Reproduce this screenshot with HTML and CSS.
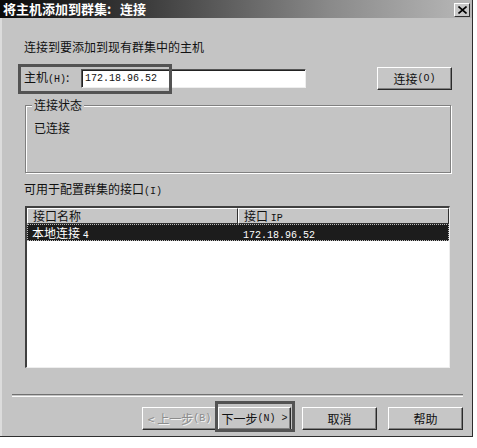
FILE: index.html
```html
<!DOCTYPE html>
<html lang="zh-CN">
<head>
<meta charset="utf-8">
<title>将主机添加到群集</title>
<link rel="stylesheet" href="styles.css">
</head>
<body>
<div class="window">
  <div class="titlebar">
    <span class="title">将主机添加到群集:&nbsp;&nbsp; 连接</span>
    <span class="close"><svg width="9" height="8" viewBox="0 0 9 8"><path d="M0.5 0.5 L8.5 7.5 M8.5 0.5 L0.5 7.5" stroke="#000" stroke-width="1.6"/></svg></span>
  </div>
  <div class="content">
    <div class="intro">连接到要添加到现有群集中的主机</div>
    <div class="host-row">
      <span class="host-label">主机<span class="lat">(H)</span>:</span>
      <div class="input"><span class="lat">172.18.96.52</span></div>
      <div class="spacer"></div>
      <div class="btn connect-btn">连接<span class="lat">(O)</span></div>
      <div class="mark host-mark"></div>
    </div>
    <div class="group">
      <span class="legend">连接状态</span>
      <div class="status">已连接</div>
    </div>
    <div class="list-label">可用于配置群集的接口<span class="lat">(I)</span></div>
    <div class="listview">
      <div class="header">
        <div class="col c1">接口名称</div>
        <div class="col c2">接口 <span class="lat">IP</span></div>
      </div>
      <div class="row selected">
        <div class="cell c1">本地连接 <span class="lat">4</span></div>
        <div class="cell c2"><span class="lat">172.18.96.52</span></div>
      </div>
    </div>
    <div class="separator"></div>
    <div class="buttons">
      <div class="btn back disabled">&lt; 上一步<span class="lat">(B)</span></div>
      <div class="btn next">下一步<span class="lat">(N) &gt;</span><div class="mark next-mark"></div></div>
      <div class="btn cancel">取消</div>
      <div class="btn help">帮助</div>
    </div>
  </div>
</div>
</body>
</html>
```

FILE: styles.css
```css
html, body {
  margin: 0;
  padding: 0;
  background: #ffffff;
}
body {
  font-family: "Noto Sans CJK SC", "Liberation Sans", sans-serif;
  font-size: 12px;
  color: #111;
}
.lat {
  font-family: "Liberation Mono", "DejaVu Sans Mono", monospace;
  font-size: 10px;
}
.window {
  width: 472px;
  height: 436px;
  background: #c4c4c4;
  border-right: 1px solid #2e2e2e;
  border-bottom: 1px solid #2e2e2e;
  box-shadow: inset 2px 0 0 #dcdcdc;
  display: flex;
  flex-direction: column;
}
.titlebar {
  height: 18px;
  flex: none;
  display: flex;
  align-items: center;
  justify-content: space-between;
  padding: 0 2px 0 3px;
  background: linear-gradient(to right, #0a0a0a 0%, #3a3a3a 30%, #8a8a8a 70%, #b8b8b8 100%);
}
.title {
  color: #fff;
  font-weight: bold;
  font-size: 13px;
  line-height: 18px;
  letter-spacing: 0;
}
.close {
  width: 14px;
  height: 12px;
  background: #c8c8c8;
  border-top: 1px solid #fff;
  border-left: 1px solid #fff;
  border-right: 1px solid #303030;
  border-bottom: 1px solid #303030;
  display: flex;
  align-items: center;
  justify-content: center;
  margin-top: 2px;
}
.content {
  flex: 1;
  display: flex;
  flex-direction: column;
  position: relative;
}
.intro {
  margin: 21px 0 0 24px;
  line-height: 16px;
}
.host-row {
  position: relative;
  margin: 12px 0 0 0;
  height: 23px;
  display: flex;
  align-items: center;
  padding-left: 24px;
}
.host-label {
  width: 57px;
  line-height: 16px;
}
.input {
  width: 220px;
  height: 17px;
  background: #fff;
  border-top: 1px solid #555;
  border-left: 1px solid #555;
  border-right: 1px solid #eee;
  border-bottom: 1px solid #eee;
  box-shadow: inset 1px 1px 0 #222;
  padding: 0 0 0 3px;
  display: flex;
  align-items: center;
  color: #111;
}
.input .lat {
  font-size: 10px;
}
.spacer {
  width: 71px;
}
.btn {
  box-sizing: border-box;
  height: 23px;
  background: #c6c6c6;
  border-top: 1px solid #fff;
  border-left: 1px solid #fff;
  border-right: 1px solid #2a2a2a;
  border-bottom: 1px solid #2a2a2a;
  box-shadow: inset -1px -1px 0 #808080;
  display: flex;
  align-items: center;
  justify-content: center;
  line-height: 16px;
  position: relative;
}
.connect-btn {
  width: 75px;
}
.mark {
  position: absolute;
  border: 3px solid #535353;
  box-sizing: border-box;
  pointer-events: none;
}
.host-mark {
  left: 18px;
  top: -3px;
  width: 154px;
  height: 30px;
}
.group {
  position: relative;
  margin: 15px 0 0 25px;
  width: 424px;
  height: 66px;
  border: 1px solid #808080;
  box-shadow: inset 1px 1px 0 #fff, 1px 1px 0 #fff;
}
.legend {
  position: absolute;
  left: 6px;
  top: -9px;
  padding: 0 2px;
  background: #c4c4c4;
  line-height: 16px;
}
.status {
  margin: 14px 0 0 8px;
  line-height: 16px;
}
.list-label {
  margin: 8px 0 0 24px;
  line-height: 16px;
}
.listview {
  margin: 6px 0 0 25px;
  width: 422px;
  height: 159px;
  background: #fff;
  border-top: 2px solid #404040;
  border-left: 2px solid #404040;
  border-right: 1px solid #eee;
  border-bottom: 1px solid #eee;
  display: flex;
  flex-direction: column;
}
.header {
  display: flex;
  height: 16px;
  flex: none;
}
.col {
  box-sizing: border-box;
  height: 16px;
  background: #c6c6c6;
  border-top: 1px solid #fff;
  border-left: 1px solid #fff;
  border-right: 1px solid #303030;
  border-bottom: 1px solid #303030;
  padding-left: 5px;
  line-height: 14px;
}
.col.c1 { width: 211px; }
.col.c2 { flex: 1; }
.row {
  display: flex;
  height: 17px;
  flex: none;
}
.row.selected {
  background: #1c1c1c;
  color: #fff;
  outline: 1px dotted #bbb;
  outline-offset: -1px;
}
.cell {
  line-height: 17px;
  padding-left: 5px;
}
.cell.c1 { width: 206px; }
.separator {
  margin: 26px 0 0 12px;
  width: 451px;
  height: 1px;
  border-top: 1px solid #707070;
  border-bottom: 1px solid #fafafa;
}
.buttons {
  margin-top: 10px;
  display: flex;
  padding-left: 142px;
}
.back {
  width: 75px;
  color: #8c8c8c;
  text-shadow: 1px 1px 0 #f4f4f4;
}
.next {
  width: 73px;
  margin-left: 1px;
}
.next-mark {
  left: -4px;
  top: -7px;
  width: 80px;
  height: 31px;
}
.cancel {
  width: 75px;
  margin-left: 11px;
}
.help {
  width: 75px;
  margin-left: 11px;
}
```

:::

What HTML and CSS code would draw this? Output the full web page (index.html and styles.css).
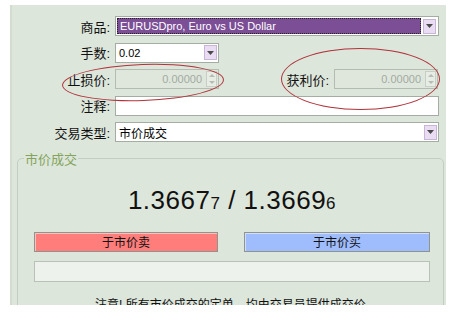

:::

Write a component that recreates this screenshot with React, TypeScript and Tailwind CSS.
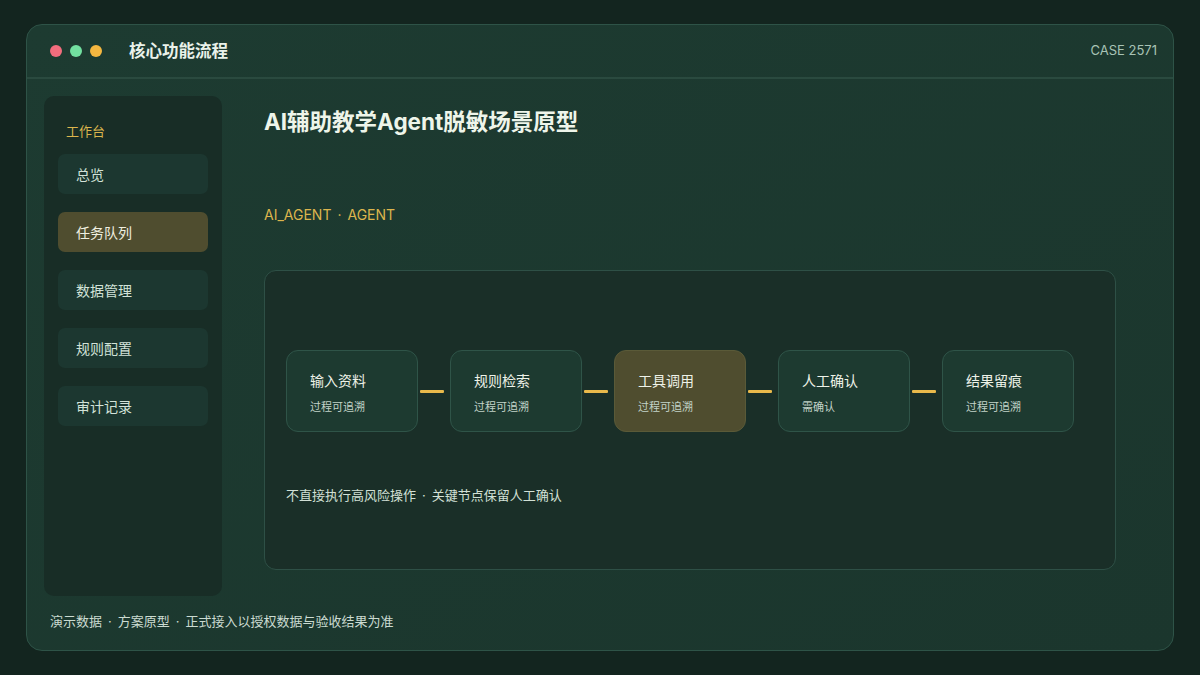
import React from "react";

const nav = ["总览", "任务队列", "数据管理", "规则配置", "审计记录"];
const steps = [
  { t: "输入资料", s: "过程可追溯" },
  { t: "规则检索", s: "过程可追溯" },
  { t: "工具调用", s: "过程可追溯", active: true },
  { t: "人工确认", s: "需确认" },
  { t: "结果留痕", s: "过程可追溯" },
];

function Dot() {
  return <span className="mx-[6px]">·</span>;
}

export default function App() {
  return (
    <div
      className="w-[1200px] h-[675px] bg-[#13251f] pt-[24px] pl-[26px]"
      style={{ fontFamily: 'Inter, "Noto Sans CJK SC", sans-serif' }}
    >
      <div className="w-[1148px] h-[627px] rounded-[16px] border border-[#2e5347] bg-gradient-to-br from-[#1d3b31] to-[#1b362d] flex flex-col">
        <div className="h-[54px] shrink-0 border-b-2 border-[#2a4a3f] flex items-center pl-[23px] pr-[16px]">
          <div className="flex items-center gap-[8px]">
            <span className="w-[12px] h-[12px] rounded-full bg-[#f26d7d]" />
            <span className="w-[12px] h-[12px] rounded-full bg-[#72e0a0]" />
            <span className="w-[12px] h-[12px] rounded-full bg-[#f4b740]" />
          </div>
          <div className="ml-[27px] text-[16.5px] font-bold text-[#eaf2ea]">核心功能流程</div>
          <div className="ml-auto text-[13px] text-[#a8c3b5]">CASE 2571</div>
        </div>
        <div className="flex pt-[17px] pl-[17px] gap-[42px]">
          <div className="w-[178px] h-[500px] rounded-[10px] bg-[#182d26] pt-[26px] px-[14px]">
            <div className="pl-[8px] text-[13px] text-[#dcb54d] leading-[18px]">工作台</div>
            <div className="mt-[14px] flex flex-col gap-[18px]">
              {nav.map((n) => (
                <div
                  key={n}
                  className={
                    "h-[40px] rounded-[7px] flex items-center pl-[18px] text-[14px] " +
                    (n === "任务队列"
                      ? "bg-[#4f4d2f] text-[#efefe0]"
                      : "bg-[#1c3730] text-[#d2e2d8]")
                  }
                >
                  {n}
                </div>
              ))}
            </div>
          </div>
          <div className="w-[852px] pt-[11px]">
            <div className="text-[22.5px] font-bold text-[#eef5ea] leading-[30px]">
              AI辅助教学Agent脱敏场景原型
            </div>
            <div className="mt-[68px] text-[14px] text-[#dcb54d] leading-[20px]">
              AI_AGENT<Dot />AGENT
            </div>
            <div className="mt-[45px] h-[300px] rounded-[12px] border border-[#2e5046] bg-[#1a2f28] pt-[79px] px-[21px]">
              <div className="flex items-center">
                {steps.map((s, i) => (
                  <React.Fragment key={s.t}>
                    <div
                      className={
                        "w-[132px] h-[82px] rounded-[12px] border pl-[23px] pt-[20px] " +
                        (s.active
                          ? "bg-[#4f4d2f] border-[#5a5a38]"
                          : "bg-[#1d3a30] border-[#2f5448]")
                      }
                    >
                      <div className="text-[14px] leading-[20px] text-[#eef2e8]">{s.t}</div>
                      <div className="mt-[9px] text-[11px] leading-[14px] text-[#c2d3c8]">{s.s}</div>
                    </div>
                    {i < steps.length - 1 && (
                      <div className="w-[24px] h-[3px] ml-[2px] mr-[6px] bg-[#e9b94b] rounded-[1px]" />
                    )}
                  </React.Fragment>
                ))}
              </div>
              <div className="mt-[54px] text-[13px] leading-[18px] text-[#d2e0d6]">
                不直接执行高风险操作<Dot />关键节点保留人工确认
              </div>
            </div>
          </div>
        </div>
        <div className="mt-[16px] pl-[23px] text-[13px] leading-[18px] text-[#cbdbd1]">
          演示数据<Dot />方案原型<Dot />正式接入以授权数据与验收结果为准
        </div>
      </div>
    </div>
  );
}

:::

Gather each line that holds "with".

## THE REPLY
Reproduce this screenshot with HTML and CSS.
Write a component that recreates this screenshot with React, TypeScript and Tailwind CSS.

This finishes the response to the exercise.